(THE REQUEST): Repeat the lines below exactly as they appear, but leave out the images.

(DATA):
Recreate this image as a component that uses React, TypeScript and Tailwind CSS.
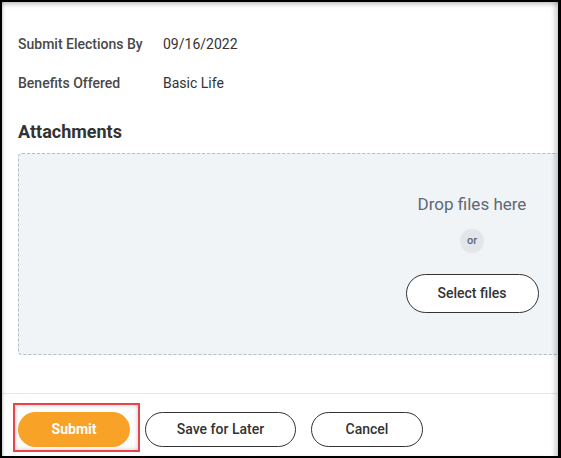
import React from "react";

export default function App() {
  return (
    <div
      className="w-[561px] h-[458px] bg-black pt-[2px] pl-[2px] pr-[3px] pb-[2px]"
      style={{ fontFamily: "Roboto, 'Liberation Sans', sans-serif" }}
    >
      <div className="relative w-full h-full bg-white overflow-hidden">
        <div className="flex flex-col">
          <div className="pl-[16px] pt-[32px] flex flex-col gap-[19px]">
            <div className="flex items-center h-[20px] text-[14px]">
              <span className="w-[145px] font-medium text-[#494949]">Submit Elections By</span>
              <span className="text-[#333333]">09/16/2022</span>
            </div>
            <div className="flex items-center h-[20px] text-[14px]">
              <span className="w-[145px] font-medium text-[#494949]">Benefits Offered</span>
              <span className="text-[#333333]">Basic Life</span>
            </div>
          </div>
          <h2 className="pl-[16px] mt-[27px] h-[24px] leading-[24px] text-[18px] font-bold text-[#333333]">
            Attachments
          </h2>
          <div className="ml-[16px] mt-[9px] w-[580px] h-[202px] rounded-[4px] border border-dashed border-[#b7bcc1] bg-[#f0f4f7] pt-[40px]">
            <div className="ml-[373px] w-[160px] flex flex-col items-center">
              <div className="h-[20px] leading-[20px] text-[17px] text-[#5e6873]">Drop files here</div>
              <div className="mt-[15px] w-[24px] h-[24px] rounded-full bg-[#e3e6e9] flex items-center justify-center text-[11px] font-medium text-[#5e6873]">
                or
              </div>
              <button className="mt-[21px] w-[133px] h-[39px] rounded-full border border-[#333333] bg-white text-[14px] font-medium text-[#333333]">
                Select files
              </button>
            </div>
          </div>
          <div className="mt-[38px] h-px bg-[#e6e6e6]" />
          <div className="pl-[16px] pt-[18px] flex items-center gap-[15px]">
            <div className="relative">
              <button className="w-[112px] h-[35px] rounded-full bg-[#f8a227] text-white text-[14px] font-bold">
                Submit
              </button>
              <span className="absolute left-[-5px] top-[-9px] w-[127px] h-[49px] border-2 border-[#e9434b] shadow-[inset_0_0_4px_rgba(0,0,0,0.25)] pointer-events-none" />
            </div>
            <button className="w-[151px] h-[35px] rounded-full border border-[#333333] bg-white text-[14px] font-medium text-[#333333]">
              Save for Later
            </button>
            <button className="w-[112px] h-[35px] rounded-full border border-[#333333] bg-white text-[14px] font-medium text-[#333333]">
              Cancel
            </button>
          </div>
        </div>
        <div className="pointer-events-none absolute inset-0 shadow-[inset_0_6px_5px_-4px_rgba(0,0,0,0.25),inset_3px_0_3px_-2px_rgba(0,0,0,0.2),inset_-6px_0_5px_-3px_rgba(0,0,0,0.2)]" />
      </div>
    </div>
  );
}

(FULL ANSWER):
Recreate this image as a component that uses React, TypeScript and Tailwind CSS.
import React from "react";

export default function App() {
  return (
    <div
      className="w-[561px] h-[458px] bg-black pt-[2px] pl-[2px] pr-[3px] pb-[2px]"
      style={{ fontFamily: "Roboto, 'Liberation Sans', sans-serif" }}
    >
      <div className="relative w-full h-full bg-white overflow-hidden">
        <div className="flex flex-col">
          <div className="pl-[16px] pt-[32px] flex flex-col gap-[19px]">
            <div className="flex items-center h-[20px] text-[14px]">
              <span className="w-[145px] font-medium text-[#494949]">Submit Elections By</span>
              <span className="text-[#333333]">09/16/2022</span>
            </div>
            <div className="flex items-center h-[20px] text-[14px]">
              <span className="w-[145px] font-medium text-[#494949]">Benefits Offered</span>
              <span className="text-[#333333]">Basic Life</span>
            </div>
          </div>
          <h2 className="pl-[16px] mt-[27px] h-[24px] leading-[24px] text-[18px] font-bold text-[#333333]">
            Attachments
          </h2>
          <div className="ml-[16px] mt-[9px] w-[580px] h-[202px] rounded-[4px] border border-dashed border-[#b7bcc1] bg-[#f0f4f7] pt-[40px]">
            <div className="ml-[373px] w-[160px] flex flex-col items-center">
              <div className="h-[20px] leading-[20px] text-[17px] text-[#5e6873]">Drop files here</div>
              <div className="mt-[15px] w-[24px] h-[24px] rounded-full bg-[#e3e6e9] flex items-center justify-center text-[11px] font-medium text-[#5e6873]">
                or
              </div>
              <button className="mt-[21px] w-[133px] h-[39px] rounded-full border border-[#333333] bg-white text-[14px] font-medium text-[#333333]">
                Select files
              </button>
            </div>
          </div>
          <div className="mt-[38px] h-px bg-[#e6e6e6]" />
          <div className="pl-[16px] pt-[18px] flex items-center gap-[15px]">
            <div className="relative">
              <button className="w-[112px] h-[35px] rounded-full bg-[#f8a227] text-white text-[14px] font-bold">
                Submit
              </button>
              <span className="absolute left-[-5px] top-[-9px] w-[127px] h-[49px] border-2 border-[#e9434b] shadow-[inset_0_0_4px_rgba(0,0,0,0.25)] pointer-events-none" />
            </div>
            <button className="w-[151px] h-[35px] rounded-full border border-[#333333] bg-white text-[14px] font-medium text-[#333333]">
              Save for Later
            </button>
            <button className="w-[112px] h-[35px] rounded-full border border-[#333333] bg-white text-[14px] font-medium text-[#333333]">
              Cancel
            </button>
          </div>
        </div>
        <div className="pointer-events-none absolute inset-0 shadow-[inset_0_6px_5px_-4px_rgba(0,0,0,0.25),inset_3px_0_3px_-2px_rgba(0,0,0,0.2),inset_-6px_0_5px_-3px_rgba(0,0,0,0.2)]" />
      </div>
    </div>
  );
}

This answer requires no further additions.